Ajimobi’s wife  calls for removal of treatment fee for HIV/AIDS patient


Yemisi Ajayi ,Ibadan

The wife of oyo state governor, Dr.(Mrs) Florence Ajimobi, has called on the National Council on AIDS (NCA) to remove all charges levied for the treatment of People Living with HIV (PLHIV) for a sustainable fight against HIV/AIDS epidemics.

Dr.(Mrs) Ajimobi, who the Chairperson of  Oyo State Agency for the Control of AIDS (OYSACA), made this call on Monday  during the opening ceremony of the fifth NCA meeting, themed: “Beyond NAIIS: Planning, resourcing and taking action to achieve the 95:95:95 targets”.

She said that HIV treatment reduced mortality and morbidity among PLHIV and reduced their potential to infect others.

Mrs Ajimobi explained that the user fees has discouraged many PLHIV from seeking treatment and reduced access to treatment.

“The removal of the user fees is the only way we can make life easier for them and put an end to this epidemic, without a free access to treatment, we can’t improve thier quality of life and ensure they live meaningful and productive lives.

“It is my heartfelt desire, as I leave office, that NCA will look before a way to relieve PLHIV of the burden of paying any user fees or otherwise for their treatment.

“I hope that the NC will make Ibadan proud as the place where a lasting solution was agreed on to end this lingering problem militating access to lifesaving treatment for PLHIV and thier families,” she said.

She said that the state government appropriated over N200 million to OYSACA in the 2019 budget.

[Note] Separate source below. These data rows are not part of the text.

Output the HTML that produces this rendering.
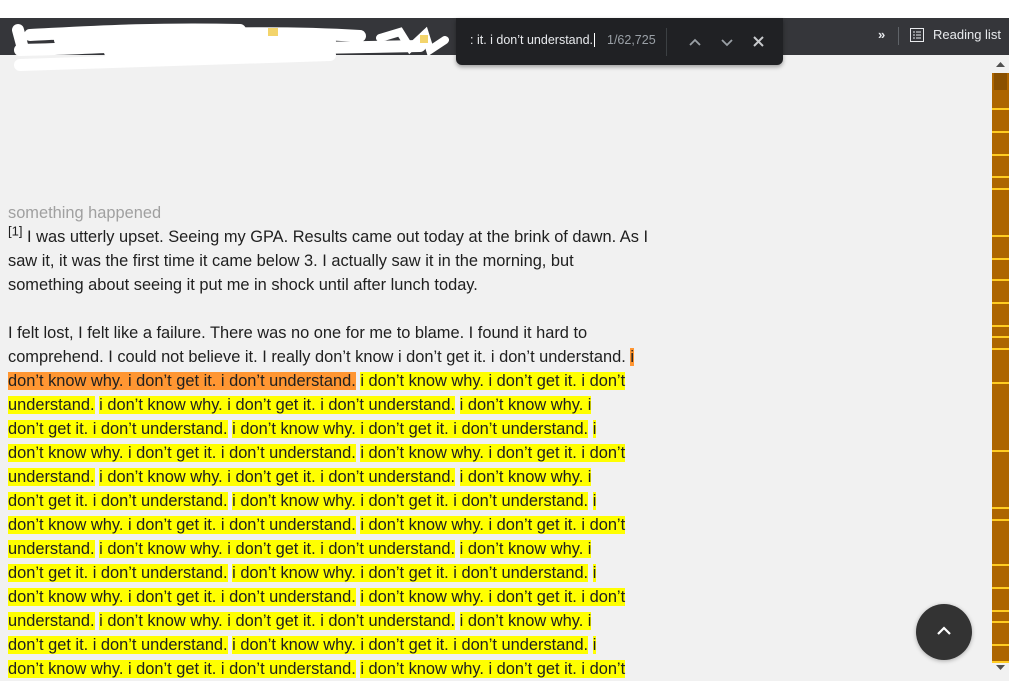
<!DOCTYPE html>
<html><head><style>
body{margin:0;width:1009px;height:673px;overflow:hidden;background:#f1f1f1;position:relative;font-family:"Segoe UI","Liberation Sans",sans-serif;}
.top{position:absolute;left:0;top:0;width:1009px;height:18px;background:#fff}
.bar{position:absolute;left:0;top:18px;width:1009px;height:37px;background:#35363a}
.find{position:absolute;left:456px;top:18px;width:327px;height:47px;background:#202124;border-radius:0 0 6px 6px;box-shadow:0 2px 4px rgba(0,0,0,.35);color:#e8eaed;font-size:12.5px}
.txt{position:absolute;left:8px;width:640px;font-size:16.4px;color:#202020;white-space:nowrap;line-height:24px}
.y{background:#ffff00}.o{background:#ff9632}
.sb{position:absolute;left:992px;top:55px;width:17px;height:618px;background:#f1f1f1}
.track{position:absolute;left:992px;top:73px;width:17px;height:590px;background:#ad6500}
.ln{position:absolute;left:992px;width:17px;height:2px;background:#ffcc22}
</style></head><body>
<div class="top"></div>
<div class="bar"></div>
<svg style="position:absolute;left:0;top:10px" width="460" height="70">
<path d="M18 20 L22 35 M30 25 C90 22 150 18 240 20 M20 40 C120 38 200 30 330 32 M60 30 C160 25 260 20 360 26 M20 55 C120 52 220 48 330 45 M110 42 C220 40 300 38 420 36" stroke="#fff" stroke-width="12" fill="none" stroke-linecap="round"/>
<path d="M380 28 L400 22 L410 38 L425 24 L430 40 L445 30" stroke="#fff" stroke-width="8" fill="none" stroke-linecap="round"/>
<rect x="268" y="18" width="10" height="8" fill="#f3d46b"/><rect x="420" y="25" width="8" height="8" fill="#f3d46b"/>
</svg>
<div class="find">
<div style="position:absolute;left:14px;top:15px">: it. i don’t understand.<span style="border-left:1px solid #fff;margin-left:1px"></span></div>
<div style="position:absolute;left:151px;top:15px;color:#9aa0a6">1/62,725</div>
<div style="position:absolute;left:210px;top:10px;width:1px;height:28px;background:#3c4043"></div>
<svg style="position:absolute;left:230px;top:17px" width="80" height="14"><path d="M4 10 L9 5 L14 10" stroke="#9aa0a6" stroke-width="1.8" fill="none"/><path d="M36 5 L41 10 L46 5" stroke="#9aa0a6" stroke-width="1.8" fill="none"/><path d="M68 2 L77 11 M77 2 L68 11" stroke="#c8cacd" stroke-width="2" fill="none"/></svg>
</div>
<div style="position:absolute;left:878px;top:27px;color:#e8eaed;font-size:13px;font-weight:bold">»</div>
<div style="position:absolute;left:898px;top:27px;width:1px;height:18px;background:#5f6368"></div>
<svg style="position:absolute;left:910px;top:28px" width="14" height="14"><rect x="0.5" y="0.5" width="13" height="13" fill="none" stroke="#e8eaed"/><path d="M3 4h2M6 4h5M3 7h2M6 7h5M3 10h2M6 10h5" stroke="#e8eaed"/></svg>
<div style="position:absolute;left:933px;top:27px;color:#e8eaed;font-size:13px">Reading list</div>

<div class="txt" style="top:201px;color:#a0a0a0">something happened</div>
<div class="txt" style="top:225px"><sup style="font-size:13px;line-height:0">[1]</sup> I was utterly upset. Seeing my GPA. Results came out today at the brink of dawn. As I</div>
<div class="txt" style="top:249px">saw it, it was the first time it came below 3. I actually saw it in the morning, but</div>
<div class="txt" style="top:273px">something about seeing it put me in shock until after lunch today.</div>
<div class="txt" style="top:321px">I felt lost, I felt like a failure. There was no one for me to blame. I found it hard to</div>
<div class="txt" style="top:345px">comprehend. I could not believe it. I really don’t know i don’t get it. i don’t understand. <span class="o">i</span></div>
<div class="txt" style="top:369px"><span class="o">don’t know why. i don’t get it. i don’t understand.</span> <span class="y">i don’t know why. i don’t get it. i don’t</span></div>
<div class="txt" style="top:393px"><span class="y">understand.</span> <span class="y">i don’t know why. i don’t get it. i don’t understand.</span> <span class="y">i don’t know why. i</span></div>
<div class="txt" style="top:417px"><span class="y">don’t get it. i don’t understand.</span> <span class="y">i don’t know why. i don’t get it. i don’t understand.</span> <span class="y">i</span></div>
<div class="txt" style="top:441px"><span class="y">don’t know why. i don’t get it. i don’t understand.</span> <span class="y">i don’t know why. i don’t get it. i don’t</span></div>
<div class="txt" style="top:465px"><span class="y">understand.</span> <span class="y">i don’t know why. i don’t get it. i don’t understand.</span> <span class="y">i don’t know why. i</span></div>
<div class="txt" style="top:489px"><span class="y">don’t get it. i don’t understand.</span> <span class="y">i don’t know why. i don’t get it. i don’t understand.</span> <span class="y">i</span></div>
<div class="txt" style="top:513px"><span class="y">don’t know why. i don’t get it. i don’t understand.</span> <span class="y">i don’t know why. i don’t get it. i don’t</span></div>
<div class="txt" style="top:537px"><span class="y">understand.</span> <span class="y">i don’t know why. i don’t get it. i don’t understand.</span> <span class="y">i don’t know why. i</span></div>
<div class="txt" style="top:561px"><span class="y">don’t get it. i don’t understand.</span> <span class="y">i don’t know why. i don’t get it. i don’t understand.</span> <span class="y">i</span></div>
<div class="txt" style="top:585px"><span class="y">don’t know why. i don’t get it. i don’t understand.</span> <span class="y">i don’t know why. i don’t get it. i don’t</span></div>
<div class="txt" style="top:609px"><span class="y">understand.</span> <span class="y">i don’t know why. i don’t get it. i don’t understand.</span> <span class="y">i don’t know why. i</span></div>
<div class="txt" style="top:633px"><span class="y">don’t get it. i don’t understand.</span> <span class="y">i don’t know why. i don’t get it. i don’t understand.</span> <span class="y">i</span></div>
<div class="txt" style="top:657px"><span class="y">don’t know why. i don’t get it. i don’t understand.</span> <span class="y">i don’t know why. i don’t get it. i don’t</span></div>

<div class="sb"></div>
<div class="track"></div>
<div style="position:absolute;left:994px;top:73px;width:13px;height:17px;background:#8a5000"></div>
<svg style="position:absolute;left:992px;top:58px" width="17" height="12"><path d="M4 9 L8.5 4 L13 9Z" fill="#505050"/></svg>
<svg style="position:absolute;left:992px;top:663px" width="17" height="10"><path d="M4 2 L8.5 7 L13 2Z" fill="#505050"/></svg>
<div class="ln" style="top:108px"></div><div class="ln" style="top:131px"></div><div class="ln" style="top:154px"></div><div class="ln" style="top:176px"></div><div class="ln" style="top:188px"></div><div class="ln" style="top:235px"></div><div class="ln" style="top:258px"></div><div class="ln" style="top:279px"></div><div class="ln" style="top:302px"></div><div class="ln" style="top:325px"></div><div class="ln" style="top:336px"></div><div class="ln" style="top:348px"></div><div class="ln" style="top:382px"></div><div class="ln" style="top:450px"></div><div class="ln" style="top:507px"></div><div class="ln" style="top:519px"></div><div class="ln" style="top:564px"></div><div class="ln" style="top:587px"></div><div class="ln" style="top:610px"></div><div class="ln" style="top:621px"></div><div class="ln" style="top:644px"></div><div class="ln" style="top:661px"></div>
<div style="position:absolute;left:916px;top:604px;width:56px;height:56px;border-radius:50%;background:#333;box-shadow:0 1px 4px rgba(0,0,0,.3)"></div>
<svg style="position:absolute;left:934px;top:624px" width="20" height="14"><path d="M4 10 L10 4 L16 10" stroke="#fff" stroke-width="2.2" fill="none"/></svg>
</body></html>
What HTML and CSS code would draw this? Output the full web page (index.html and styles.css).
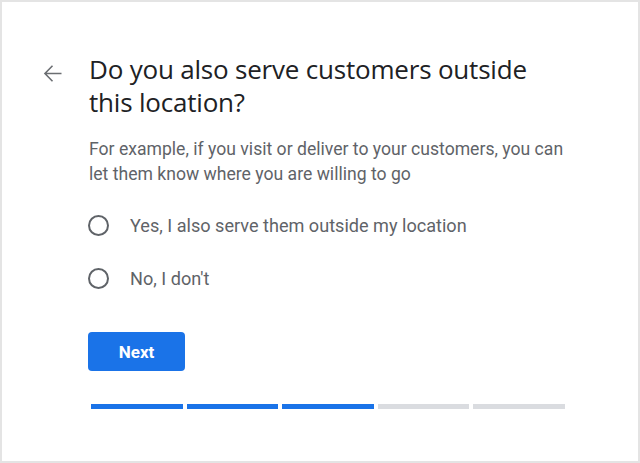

She pointed out that the funding from the state government had greatly help the agency to yield unprecedented achievements in the fight against HIV/AIDS.

“As this administration is drawing to an end, I will be transitioning out of my position as the Chairperson of OYSACA with a deep sense of gratitude to God and satisfaction that I’m leaving the agency a lot better than I met it, I am also fulfiled that a lot 9fnoives have been positively touched by my leadership of the agency”.

In his remarks, the Director General, National Agency for the Control of AIDS (NACA), Dr Sani Aliyu, said that bringing down the cost of HIV treatment is a priority of the present administration.

Aliyu emphasised that efforts are underway to get WHO pre-qualification for the production of antiretroviral drugs by some pharmaceutical companies based in the country.

“Clearly, a lot has happened in relation to the HIV/AIDS response since the last council meeting. “Key among them, which is also the central point of the current meeting, is the completion of the world’s largest population-based HIV/AIDS survey, the Nigeria HIV/AIDS Indicator and Impact Survey (NAIIS).

“Preliminary results disclosed during the launch of the NAIIS factsheet, which peg the national prevalence at 1.4%, already show a great shift in the pattern of the epidemic across the country,” he said.

He noted that the agency had resolved to strengthen engagements with the private sector in order to improve enhance local ownership and sustainability in the fight against the HIV/AIDS epidemic.

Also speaking at the event was Abdulkadir Ibrahim, who is the National Coordinator of Network of People Living with HIV and AIDS in Nigeria (NEPWHAN), however called on government at all levels to increase funding and budgetary allocation in the fight against HIV.

”While we appreciate the efforts of the international donor agencies and parnters we appeal to the federal and state governments to take the lead in financing HIV response and also ensure PLHIV have access to adequate care and support services,” he said.